Mas isso é conversa fiada a essa altura. O que é certo é que Lula terá trabalho para modular sua persona pública sem um Bolsonaro para lhe fazer altura em decibéis. O ativo de “salvador da democracia”, aspas compulsórias, não conseguiu sobreviver ao crédito extra que lhe foi dado pela crise do 8 de janeiro. Isso, claro, se ele for o candidato em 2026, como a lógica supõe.

Um nome que vendesse moderação, perfil que está sendo trabalhado por Fernando Haddad (PT), talvez tivesse menos problemas nesse quesito —o que faltou até agora para o ministro da Fazenda foi voto desde que deixou a prefeitura paulistana.

Outra aposta evidente é que o centrão, seja na nova versão montada com o PSD e o MDB à frente, ou no sabor tradicional Arthur Lira (PP-AL), será o fiel de qualquer balança apresentada. E que ela estará assentada no binômio desempenho da economia-popularidade do presidente, já que parecem abandonados planos mais ambiciosos de governo em si.

 

Ø  TCU pode cobrar de Bolsonaro fuga para os EUA

 

Documentos encaminhados pela Presidência da República ao Tribunal de Contas da União (TCU) reforçam a tese de desvio de finalidade praticado por Jair Bolsonaro no uso de dinheiro público para ir aos Estados Unidos, após ser derrotado por Lula.

O TCU havia solicitado explicações à Presidência depois de representação feita por Elias Vaz, quando ainda era deputado federal, em 31 de dezembro passado.

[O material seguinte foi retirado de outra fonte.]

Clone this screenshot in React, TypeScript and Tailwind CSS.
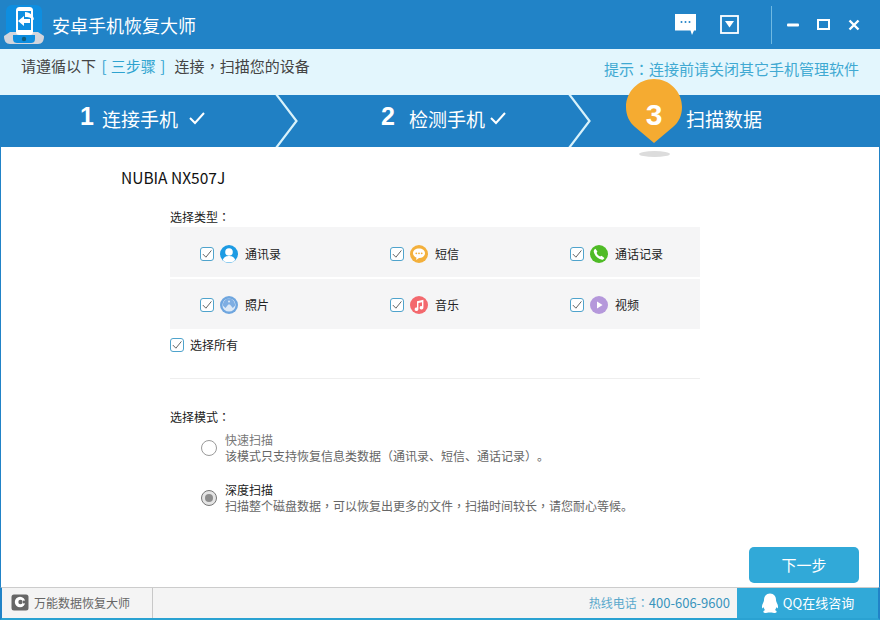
import React from "react";

const ARIAL = "font-['Liberation_Sans']";

function P({ c }: { c: string }) {
  return <span className="font-['Noto_Sans_CJK_TC']">{c}</span>;
}

function Check() {
  return (
    <span className="flex h-[14px] w-[14px] shrink-0 items-center justify-center rounded-[3px] border border-[#4fa3cc] bg-white">
      <svg width="10" height="10" viewBox="0 0 10 10" fill="none" stroke="#666" strokeWidth="1">
        <path d="M0.8 5 L3.9 8.2 L9.4 1.4" />
      </svg>
    </span>
  );
}

function IconContacts() {
  return (
    <svg width="18" height="18" viewBox="0 0 18 18">
      <circle cx="9" cy="9" r="9" fill="#1d9be3" />
      <circle cx="9" cy="7" r="3.8" fill="#fff" />
      <path d="M2.8 15 C4 11.5 6.5 11 9 11 C11.5 11 14 11.5 15.2 15 C13.6 16.8 11.4 17.5 9 17.5 C6.6 17.5 4.4 16.8 2.8 15Z" fill="#fff" />
    </svg>
  );
}
function IconSms() {
  return (
    <svg width="18" height="18" viewBox="0 0 18 18">
      <circle cx="9" cy="9" r="9" fill="#f3b03c" />
      <path d="M9 3.6 C12.4 3.6 15 5.6 15 8.3 C15 11 12.4 13 9 13 L6.2 15 L6.4 12.5 C4.3 11.7 3 10.2 3 8.3 C3 5.6 5.6 3.6 9 3.6Z" fill="#fff" />
      <circle cx="6.3" cy="8.3" r="0.9" fill="#f3b03c" />
      <circle cx="9" cy="8.3" r="0.9" fill="#f3b03c" />
      <circle cx="11.7" cy="8.3" r="0.9" fill="#f3b03c" />
    </svg>
  );
}
function IconPhone() {
  return (
    <svg width="18" height="18" viewBox="0 0 18 18">
      <circle cx="9" cy="9" r="9" fill="#4fbb26" />
      <path d="M5.4 3.8 L7.4 6.6 L6.6 8 C7.3 9.6 8.5 10.9 10.1 11.6 L11.5 10.8 L14.4 12.9 C13.9 14.2 12.6 14.9 11.3 14.6 C7.8 13.7 4.6 10.5 3.8 7 C3.5 5.7 4.2 4.4 5.4 3.8Z" fill="#fff" />
    </svg>
  );
}
function IconPhoto() {
  return (
    <svg width="18" height="18" viewBox="0 0 18 18">
      <circle cx="9" cy="9" r="9" fill="#6fa6df" />
      <circle cx="9" cy="9" r="6.6" fill="#dce9f7" />
      <path d="M2.8 9.6 C3 5.5 5.6 2.6 9 2.6 C12.4 2.6 15 5.5 15.2 9.6 L12.8 12 L9.9 8.4 L8.3 8.4 L5.4 12Z" fill="#7eaee3" />
      <circle cx="9" cy="5.4" r="1" fill="#dce9f7" />
    </svg>
  );
}
function IconMusic() {
  return (
    <svg width="18" height="18" viewBox="0 0 18 18">
      <circle cx="9" cy="9" r="9" fill="#f3696e" />
      <path d="M7 5.2 L13.4 3.8 L13.4 11.8 A1.9 1.7 0 1 1 12 10.2 L12 6.3 L8.4 7.1 L8.4 13.2 A1.9 1.7 0 1 1 7 11.6 Z" fill="#fff" />
    </svg>
  );
}
function IconVideo() {
  return (
    <svg width="18" height="18" viewBox="0 0 18 18">
      <circle cx="9" cy="9" r="9" fill="#b598db" />
      <path d="M7 5.4 L12.6 9 L7 12.6 Z" fill="#fff" />
    </svg>
  );
}

function Item({ icon, label }: { icon: React.ReactNode; label: string }) {
  return (
    <div className="flex items-center">
      <Check />
      <span className="ml-[6px] flex">{icon}</span>
      <span className="ml-[7px] text-[12px] text-[#222]">{label}</span>
    </div>
  );
}

function Chevron() {
  return (
    <svg width="24" height="52" viewBox="0 0 24 52" fill="none" stroke="#d8f2fb" strokeWidth="2.2" className="shrink-0">
      <path d="M1 -1 L21.5 26 L1 53" />
    </svg>
  );
}

function Tick({ className }: { className: string }) {
  return (
    <svg width="18" height="14" viewBox="0 0 18 14" fill="none" stroke="#fff" strokeWidth="2" className={className}>
      <path d="M2 7 L7 12 L16 2" />
    </svg>
  );
}

export default function App() {
  return (
    <div
      className="flex h-[620px] w-[880px] flex-col overflow-hidden bg-white [text-spacing-trim:space-all]"
      style={{ fontFamily: '"Noto Sans CJK SC", "Open Sans", sans-serif' }}
    >
      {/* title bar */}
      <div className="flex h-[49px] shrink-0 items-center bg-[#2183c7]">
        <svg width="40" height="44" viewBox="0 0 40 44" className="ml-[4px] mt-[-1px] shrink-0">
          <rect x="2" y="3" width="36" height="32" rx="6" fill="#0e8ee0" />
          <path d="M0 34 L6 30 L34 30 L40 34 C40 39 38 42 34 42 L6 42 C2 42 0 39 0 34Z" fill="#d3d5dc" />
          <path d="M9 33 L31 33 L31 37 C31 40 29 41 27 41 L13 41 C11 41 9 40 9 37Z" fill="#0e8ee0" />
          <circle cx="20" cy="37" r="2.2" fill="#135e7e" />
          <rect x="12" y="5" width="17" height="28" rx="3.5" fill="#fff" />
          <rect x="14" y="9" width="13" height="19" fill="#0e8ee0" />
          <path d="M21 10 C26 10 30 14 30 18 C27 15.5 24 15 21 15Z" fill="#fff" />
          <path d="M20 14 L14 19 L20 24 L20 21 L26 21 L26 17 L20 17Z" fill="#fff" />
        </svg>
        <span className="ml-[8px] text-[18px] leading-none text-white">安卓手机恢复大师</span>
        <div className="ml-auto flex items-center">
          <svg width="23" height="23" viewBox="0 0 23 23">
            <path d="M1 1 H22 V17.5 H20 L18 22 L16.5 17.5 H1Z" fill="#fff" />
            <circle cx="7.5" cy="9" r="1" fill="#2183c7" />
            <circle cx="11.5" cy="9" r="1" fill="#2183c7" />
            <circle cx="15.5" cy="9" r="1" fill="#2183c7" />
          </svg>
          <svg width="19" height="19" viewBox="0 0 19 19" className="ml-[23px]">
            <rect x="1" y="1" width="17" height="17" fill="none" stroke="#fff" strokeWidth="1.8" />
            <path d="M5 6 H14 L9.5 12.5Z" fill="#fff" />
          </svg>
          <div className="ml-[32px] mr-[15px] h-[38px] w-px bg-[#6fb9e2]" />
          <svg width="12" height="4" viewBox="0 0 12 4">
            <rect width="12" height="3" y="0.5" fill="#fff" rx="1" />
          </svg>
          <svg width="13" height="11" viewBox="0 0 13 11" className="ml-[18px]">
            <rect x="1" y="1" width="11" height="9" fill="none" stroke="#fff" strokeWidth="2" />
          </svg>
          <svg width="12" height="12" viewBox="0 0 12 12" className="ml-[18px] mr-[20px]">
            <path d="M1.5 1.5 L10.5 10.5 M10.5 1.5 L1.5 10.5" stroke="#fff" strokeWidth="2.4" />
          </svg>
        </div>
      </div>

      {/* hint bar */}
      <div className="flex h-[46px] shrink-0 items-start justify-between bg-[#e3f6fd] pl-[21px] pr-[21px]">
        <div className="mt-[7px] text-[15px] leading-[20px] text-[#444]">
          请遵循以下 <span className="ml-[2px] mr-[6px] text-[#2ea3cf] [word-spacing:1px]">[ 三步骤 ]</span> 连接<P c="，" />扫描您的设备
        </div>
        <div className="mt-[10px] text-[15px] leading-[20px] text-[#40a9d2]">提示<P c="：" />连接前请关闭其它手机管理软件</div>
      </div>

      {/* steps */}
      <div className="relative flex h-[52px] shrink-0 items-center bg-[#2080c4] text-white">
        <div className="flex w-[275px] items-center pb-[6px] pl-[80px]">
          <span className={`${ARIAL} mb-[4px] text-[25px] font-bold leading-none`}>1</span>
          <span className="ml-[8px] text-[19px] leading-none">连接手机</span>
          <Tick className="ml-[10px]" />
        </div>
        <Chevron />
        <div className="flex w-[269px] items-center pb-[6px] pl-[82px]">
          <span className={`${ARIAL} mb-[4px] text-[25px] font-bold leading-none`}>2</span>
          <span className="ml-[14px] text-[19px] leading-none">检测手机</span>
          <Tick className="ml-[4px]" />
        </div>
        <Chevron />
        <div className="pb-[6px] pl-[94px] text-[19px] leading-none">扫描数据</div>
        {/* pin */}
        <div className="absolute left-[626px] top-[-16px] h-[64px] w-[56px]">
          <svg width="56" height="64" viewBox="0 0 56 64" className="absolute inset-0">
            <path d="M28 64 L9 48 C3 43 0 36 0 28 C0 12.5 12.5 0 28 0 C43.5 0 56 12.5 56 28 C56 36 53 43 47 48 Z" fill="#f5ab31" />
          </svg>
          <span className={`${ARIAL} absolute inset-x-0 top-[20px] text-center text-[30px] font-bold leading-[32px] text-white`}>3</span>
        </div>
        <div className="absolute left-[639px] top-[56px] h-[6px] w-[31px] rounded-[50%] bg-[#dcdcdc]" />
      </div>

      {/* main */}
      <div className="flex min-h-0 flex-1 flex-col border-x border-[#2183c7]">
        <div className="mt-[20px] pl-[120px] text-[15.5px] leading-[20px] text-[#111]">NUBIA NX507J</div>
        <div className="ml-[169px] w-[530px]">
          <div className="mt-[20px] text-[12px] leading-[20px] text-[#222]">选择类型<P c="：" /></div>
          <div className="flex flex-col gap-[2px]">
            <div className="grid h-[50px] grid-cols-[190px_180px_1fr] items-center bg-[#f5f5f6] pl-[30px] pt-[4px]">
              <Item icon={<IconContacts />} label="通讯录" />
              <Item icon={<IconSms />} label="短信" />
              <Item icon={<IconPhone />} label="通话记录" />
            </div>
            <div className="grid h-[50px] grid-cols-[190px_180px_1fr] items-center bg-[#f5f5f6] pl-[30px] pt-[1px]">
              <Item icon={<IconPhoto />} label="照片" />
              <Item icon={<IconMusic />} label="音乐" />
              <Item icon={<IconVideo />} label="视频" />
            </div>
          </div>
          <div className="mt-[8px] flex items-center">
            <Check />
            <span className="ml-[6px] text-[12px] leading-[16px] text-[#222]">选择所有</span>
          </div>
          <div className="mt-[25px] h-px bg-[#eeeeee]" />
          <div className="mt-[28px] text-[12px] leading-[20px] text-[#222]">选择模式<P c="：" /></div>

          <div className="mt-[5px] flex items-center pl-[31px]">
            <span className="h-[16px] w-[16px] shrink-0 rounded-full border border-[#9a9a9a] bg-white" />
            <div className="ml-[8px]">
              <div className="text-[12px] leading-[16px] text-[#777]">快速扫描</div>
              <div className="text-[12px] leading-[16px] text-[#666]">该模式只支持恢复信息类数据（通讯录、短信、通话记录）。</div>
            </div>
          </div>
          <div className="mt-[18px] flex items-center pl-[31px]">
            <span className="flex h-[16px] w-[16px] shrink-0 items-center justify-center rounded-full border border-[#777] bg-[#e4e4e4]">
              <span className="h-[8px] w-[8px] rounded-full bg-[#8d8d8d]" />
            </span>
            <div className="ml-[8px]">
              <div className="text-[12px] leading-[16px] text-[#222]">深度扫描</div>
              <div className="text-[12px] leading-[16px] text-[#666]">扫描整个磁盘数据<P c="，" />可以恢复出更多的文件<P c="，" />扫描时间较长<P c="，" />请您耐心等候。</div>
            </div>
          </div>
        </div>
        <div className="mt-auto mb-[4px] mr-[20px] flex justify-end">
          <div className="flex h-[36px] w-[110px] items-center justify-center rounded-[5px] bg-[#31a9d8] text-[15px] text-white">下一步</div>
        </div>
      </div>

      {/* footer */}
      <div className="flex h-[33px] shrink-0 border-x-2 border-b-2 border-x-[#2183c7] border-b-[#2aa2d2] border-t border-t-[#cccccc] bg-[#f4f4f4]">
        <div className="flex w-[151px] items-center border-r border-[#c8c8c8] pl-[9px]">
          <svg width="18" height="18" viewBox="0 0 18 18" className="shrink-0">
            <rect x="0.5" y="0.5" width="17" height="16" rx="2.5" fill="#666" />
            <circle cx="9" cy="8" r="5.2" fill="#fff" />
            <circle cx="9.5" cy="8" r="2.2" fill="#666" />
            <rect x="12" y="6.6" width="3" height="2.8" fill="#666" />
          </svg>
          <span className="ml-[5px] text-[12px] text-[#666]">万能数据恢复大师</span>
        </div>
        <div className="flex flex-1 items-center justify-end pr-[7px] text-[12px] text-[#5aa9cc]">
          热线电话<P c="：" /><span className="text-[13px] text-[#3a94bd]">400-606-9600</span>
        </div>
        <div className="flex w-[141px] items-center justify-center bg-[#31a9d8] text-[13px] text-white">
          <svg width="18" height="21" viewBox="0 0 18 21" className="mr-[4px] shrink-0">
            <path d="M9 0.5 C13 0.5 15 3.5 15 7 C15 8.5 15.8 9.5 16.6 11.5 C17.4 13.8 17 15.5 16 15.2 L15.2 14 C15 15.5 14.6 16.5 14 17 C15.2 17.6 15.8 18.3 15.6 19 C15.3 20.2 12.5 20.4 10.6 19.6 L7.4 19.6 C5.5 20.4 2.7 20.2 2.4 19 C2.2 18.3 2.8 17.6 4 17 C3.4 16.5 3 15.5 2.8 14 L2 15.2 C1 15.5 0.6 13.8 1.4 11.5 C2.2 9.5 3 8.5 3 7 C3 3.5 5 0.5 9 0.5Z" fill="#fff" />
          </svg>
          QQ在线咨询
        </div>
      </div>
    </div>
  );
}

Após a análise da documentação, o tribunal deve definir pela legalidade ou não das despesas da viagem de Bolsonaro.

Um dos documentos enviados à corte de contas é o relatório da viagem presidencial, que aponta a “atividade privada” da agenda.

O documento informa que, antes mesmo de Bolsonaro embarcar, “a viagem do Escalão Avançado (EscAv) foi realizada no período de 28 de dezembro de 2022 a 1º de janeiro de 2023 e destinou-se a preparar a viagem do Senhor Presidente da República à cidade de Orlando, Estados Unidos da América, a fim de participar de ‘Atividade Privada’, realizada nos dias 30 e 31 de dezembro de 2022”.

Faz parte do relatório uma lista de 35 funcionários públicos, a maioria das Forças Armadas, que viajaram a serviço do ex-presidente, incluindo cargos como de diretor de segurança, coordenador de viagem, assessores especiais, médicos, comissários, ajudantes de ordem e despachante. O relatório é assinado pelo coronel Ivan Dias Fernandes Júnior.

Na equipe estavam Sérgio Cordeiro e Max Guilherme, assessores especiais do então presidente que hoje estão presos, após serem alvos da Polícia Federal por envolvimento num esquema de fraude de certificados de vacina.

A Presidência também enviou ao TCU a solicitação de recursos públicos para viagem, que reforça se tratar de uma atividade privada. O documento, de 26 de dezembro do ano passado, é do Gabinete de Segurança Institucional (GSI) e pede a liberação de US$ 5 mil para o “pagamento de despesas de apoio de solo, taxas aeroportuárias e serviços especiais na missão do Senhor Presidente da República, na atividade privada do senhor Presidente da República, prevista para o período de 28 a 31 de dezembro de 2022”.

— Uma equipe inteira foi mobilizada para assessorar o ex-presidente em uma viagem sem nenhum compromisso oficial, com a finalidade de atividade privada, como informam os próprios ex-assessores nos documentos. É mais um indício de uso indevido de dinheiro público — diz Elias Vaz. O ex-deputado é hoje secretário de Assuntos Legislativos do Ministério da Justiça.